The compatible replacement head I landed on was around $20. Twenty. Against a $250 new machine, or against Braun's own branded cassette which tends to sit in the $40-to-$60 range depending on the week and the model. That's the real comparison nobody frames for you: it's not "cheap part vs. good part," it's "swap one $20 wear item vs. re-buy the entire device you already own." Put that way, the math stopped being scary.
Does it actually seat right? The part I was worried about
This was my real fear. Foil shavers live or die on the head clicking in flush. If it's even slightly off, you feel it — vibration, a gap, hair sneaking under the foil. So I paid attention.
The swap itself is genuinely a ten-second job. You press the two release buttons on the sides, the old head pops off, and the new cassette snaps down into place. There's a real, firm click when it seats — and I'll be honest, the first time I did it I pressed it on, pulled it off, and pressed it on again just to hear that click twice, because I didn't believe it the first time. Then I put a single drop of light oil across the foils, ran the shaver dry for a few seconds to spread it, and that was it. Back in business.
Now — the honest part. The frame tolerance on the compatible head is a hair looser than the genuine Braun cassette. Side by side, the OEM one snaps in with that vault-door precision and the third-party one has the tiniest bit more give before it locks. Does it affect the shave? Not that I could feel once it was clicked in. But if you're the kind of person who notices a 2mm gap in cabinet doors, you'll notice this when you handle both. It seats correctly and stays put. It just doesn't feel as machined.
How it actually shaves — and where it falls a little short
First two or three days, there's a faint plastic-and-metal smell when you bring it up to your face. Not strong, not chemical-scary, just the new-part smell of foils that haven't had skin oils worked into them yet. It faded completely by day three. Worth knowing so you don't think you got a bad unit.
The shave itself, once it broke in? Genuinely close to OEM. That first pass after weeks of a worn head felt like cheating — hairs cutting clean instead of being dragged, no more razor burn along the jaw, the neck actually getting smooth in one pass instead of three angry ones.

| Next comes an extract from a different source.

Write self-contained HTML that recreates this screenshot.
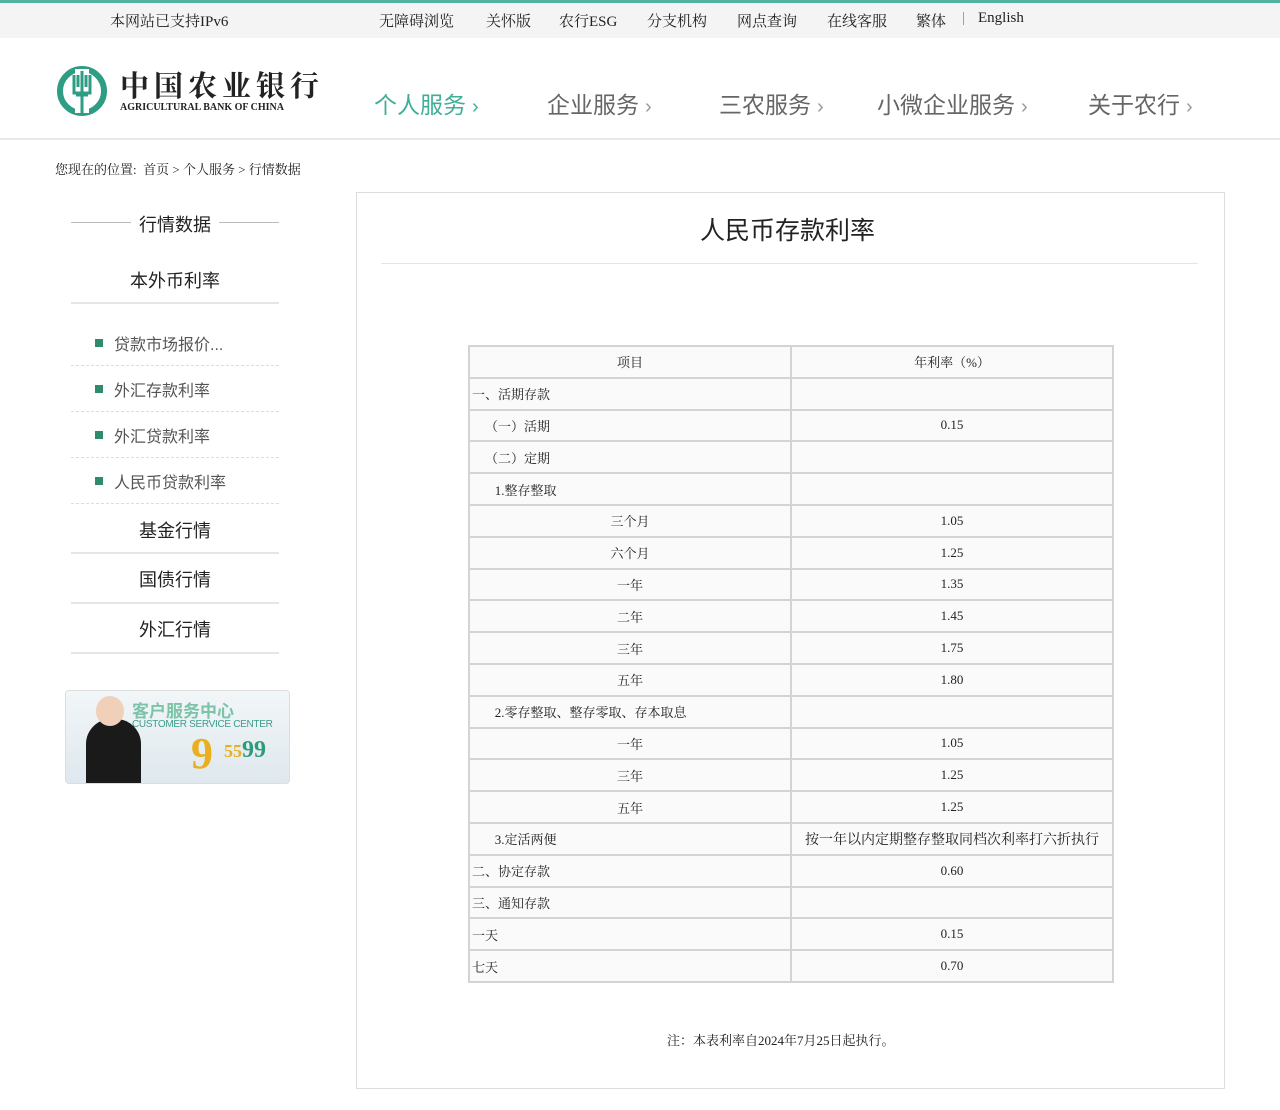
<!DOCTYPE html>
<html><head><meta charset="utf-8"><style>
*{margin:0;padding:0;box-sizing:border-box}
body{width:1280px;height:1110px;background:#fff;font-family:"Liberation Serif","Noto Serif CJK SC",serif;color:#222;position:relative;overflow:hidden}
.abs{position:absolute;white-space:nowrap}
.top{position:absolute;left:0;top:0;width:1280px;height:38px;background:#f4f4f4;border-top:3px solid #4fb3a0}
.top span{position:absolute;top:7px;font-size:15px}
.hdr{position:absolute;left:0;top:38px;width:1280px;height:102px;border-bottom:2px solid #e8e8e8;background:#fff}
.nav{position:absolute;top:48px;font-family:"Liberation Sans","Noto Sans CJK SC",sans-serif;font-size:23px;color:#666}
.nav i{font-style:normal;font-size:20px;color:#999;margin-left:6px}
.side{position:absolute;left:71px;width:208px;text-align:center;font-family:"Liberation Sans","Noto Sans CJK SC",sans-serif;font-size:18px;color:#222}
.sub{position:absolute;left:71px;width:208px;height:46px;border-bottom:1px dashed #ddd;font-size:16px;color:#555;font-family:"Liberation Sans","Noto Sans CJK SC",sans-serif}
.sub b{position:absolute;left:24px;top:19px;width:8px;height:8px;background:#2e8b6e}
.sub span{position:absolute;left:43px;top:11px}
table{position:absolute;left:468px;top:345px;border-collapse:collapse;font-size:13px}
td{border:2px solid #d4d4d4;height:31.8px;background:#fafafa;padding:0 2px}
td:first-child{width:322px}td:last-child{width:322px;text-align:center}
.c{text-align:center}
</style></head><body>
<div class="top">
<span style="left:110px">本网站已支持IPv6</span>
<span style="left:379px">无障碍浏览</span><span style="left:486px">关怀版</span><span style="left:559px">农行ESG</span><span style="left:647px">分支机构</span><span style="left:737px">网点查询</span><span style="left:827px">在线客服</span><span style="left:916px">繁体</span><span style="left:962px;color:#888">|</span><span style="left:978px">English</span>
</div>
<div class="hdr">
<svg class="abs" style="left:56px;top:27px" width="52" height="52" viewBox="0 0 52 52"><circle cx="26" cy="26" r="22" fill="none" stroke="#2f9c84" stroke-width="6"/><rect x="19" y="4" width="14" height="44" fill="#fff"/><path d="M18 10v18h16V10M22 10v12M26 6v42M30 10v12M20 30h12" stroke="#2f9c84" stroke-width="3" fill="none"/></svg>
<div class="abs" style="left:120px;top:26px;font-size:29px;font-weight:bold;letter-spacing:5px;color:#222">中国农业银行</div>
<div class="abs" style="left:120px;top:64px;font-size:10px;font-weight:bold;letter-spacing:0">AGRICULTURAL BANK OF CHINA</div>
<div class="nav" style="left:374px;color:#3fae98">个人服务<i style="color:#3fae98">›</i></div>
<div class="nav" style="left:547px">企业服务<i>›</i></div>
<div class="nav" style="left:719px">三农服务<i>›</i></div>
<div class="nav" style="left:877px">小微企业服务<i>›</i></div>
<div class="nav" style="left:1088px">关于农行<i>›</i></div>
</div>
<div class="abs" style="left:55px;top:159px;font-size:13px">您现在的位置:&nbsp; 首页 &gt; 个人服务 &gt; 行情数据</div>
<div class="abs" style="left:71px;top:222px;width:60px;border-top:1px solid #bbb"></div>
<div class="abs" style="left:219px;top:222px;width:60px;border-top:1px solid #bbb"></div>
<div class="side" style="top:211px">行情数据</div>
<div class="side" style="top:267px;height:37px;border-bottom:2px solid #e5e5e5">本外币利率</div>
<div class="sub" style="top:320px"><b></b><span>贷款市场报价...</span></div>
<div class="sub" style="top:366px"><b></b><span>外汇存款利率</span></div>
<div class="sub" style="top:412px"><b></b><span>外汇贷款利率</span></div>
<div class="sub" style="top:458px"><b></b><span>人民币贷款利率</span></div>
<div class="side" style="top:505px;height:49px;padding-top:12px;border-bottom:2px solid #e5e5e5">基金行情</div>
<div class="side" style="top:554px;height:50px;padding-top:12px;border-bottom:2px solid #e5e5e5">国债行情</div>
<div class="side" style="top:604px;height:50px;padding-top:12px;border-bottom:2px solid #e5e5e5">外汇行情</div>
<div class="abs" style="left:65px;top:690px;width:225px;height:94px;border:1px solid #ddd;border-radius:4px;background:linear-gradient(#f2f6f8,#dfe8ee);overflow:hidden">
<div class="abs" style="left:20px;top:28px;width:55px;height:66px;background:#1a1a1a;border-radius:25px 25px 0 0"></div>
<div class="abs" style="left:30px;top:5px;width:28px;height:30px;background:#f0d0b8;border-radius:50%"></div>
<div class="abs" style="left:66px;top:6px;font-size:17px;color:#7cc3a8;font-family:'Liberation Sans','Noto Sans CJK SC',sans-serif;font-weight:bold">客户服务中心</div>
<div class="abs" style="left:66px;top:28px;font-size:10px;color:#3a9c8a;font-family:'Liberation Sans',sans-serif;letter-spacing:-0.3px">CUSTOMER SERVICE CENTER</div>
<div class="abs" style="left:125px;top:38px;font-size:44px;color:#e8b020;font-weight:bold;line-height:50px">9</div>
<div class="abs" style="left:158px;top:46px;font-size:24px;color:#2e9a7c;font-weight:bold"><span style="color:#e8b020;font-size:18px">55</span>99</div>
</div>
<div class="abs" style="left:356px;top:192px;width:869px;height:897px;border:1px solid #ddd"></div>
<div class="abs" style="left:381px;top:263px;width:817px;border-top:1px solid #dde9e6"></div>
<div class="abs" style="left:700px;top:211px;font-size:25px;font-family:'Liberation Sans','Noto Sans CJK SC',sans-serif">人民币存款利率</div>
<table>
<tr><td class="c">项目</td><td>年利率（%）</td></tr>
<tr><td>一、活期存款</td><td></td></tr>
<tr><td>&nbsp;&nbsp;&nbsp;&nbsp;（一）活期</td><td>0.15</td></tr>
<tr><td>&nbsp;&nbsp;&nbsp;&nbsp;（二）定期</td><td></td></tr>
<tr><td>&nbsp;&nbsp;&nbsp;&nbsp;&nbsp;&nbsp;&nbsp;1.整存整取</td><td></td></tr>
<tr><td class="c">三个月</td><td>1.05</td></tr>
<tr><td class="c">六个月</td><td>1.25</td></tr>
<tr><td class="c">一年</td><td>1.35</td></tr>
<tr><td class="c">二年</td><td>1.45</td></tr>
<tr><td class="c">三年</td><td>1.75</td></tr>
<tr><td class="c">五年</td><td>1.80</td></tr>
<tr><td>&nbsp;&nbsp;&nbsp;&nbsp;&nbsp;&nbsp;&nbsp;2.零存整取、整存零取、存本取息</td><td></td></tr>
<tr><td class="c">一年</td><td>1.05</td></tr>
<tr><td class="c">三年</td><td>1.25</td></tr>
<tr><td class="c">五年</td><td>1.25</td></tr>
<tr><td>&nbsp;&nbsp;&nbsp;&nbsp;&nbsp;&nbsp;&nbsp;3.定活两便</td><td style="font-size:14px">按一年以内定期整存整取同档次利率打六折执行</td></tr>
<tr><td>二、协定存款</td><td>0.60</td></tr>
<tr><td>三、通知存款</td><td></td></tr>
<tr><td>一天</td><td>0.15</td></tr>
<tr><td>七天</td><td>0.70</td></tr>
</table>
<div class="abs" style="left:667px;top:1030px;font-size:13px">注：本表利率自2024年7月25日起执行。</div>
</body></html>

For everyday stubble and a normal 24-to-48-hour growth, I honestly cannot tell you it's worse than the Braun cassette.
Where it's a touch behind: the very longest, flattest-lying hairs — that patch low on my neck that grows sideways — the genuine Braun foil grabs those a beat better. With the compatible head I sometimes go back over that one spot. We're talking one extra pass on one square inch. And I'd guess, though I can't prove it yet, that the foil longevity is slightly shorter than OEM. The metal feels a touch thinner. I've been running this one daily for a few months and it's holding fine, but I wouldn't be shocked if I'm swapping it a little sooner than a genuine head. At $20 a pop versus $50, I do not care.
Why a dead head is more than an annoyance
The reason I won't let mine go too long anymore: a worn cassette doesn't just shave badly, it shaves your skin. Dull cutters pull the hair up before they sever it, which is exactly what tears the follicle edge and gives you that burn and those little ingrown bumps. People blame their skin, or the shaver, or "sensitive skin products" — when the actual culprit is a consumable they were too cheap to replace because the genuine one felt overpriced. The whole point of a $20 alternative is that it removes the excuse. You swap on schedule because it doesn't hurt to.
So who should skip this — and what I actually do
Buy the genuine Braun head if you have aggressive, sensitive skin and you've found that only the OEM foil gives you a zero-irritation shave — that small edge on flat-lying hair might matter to you, and the price gap is your insurance. Same if you simply want the tightest possible factory fit and the smell of the new-part break-in would bug you.
For everyone else — for me — the call is easy. My Series 9 motor is perfectly healthy. The only thing that ever dies is the head, and a compatible one at around $20 brings it right back to a clean, burn-free, one-pass shave for a quarter of what the branded cassette costs and a tiny fraction of a new machine. Looser-feeling frame, three-day plastic smell, one extra pass on the stubborn neck patch — those are the real trade-offs, and I'll take all three to keep $230 in my pocket and a shaver I already trust running like new. I'd buy it again. I already have.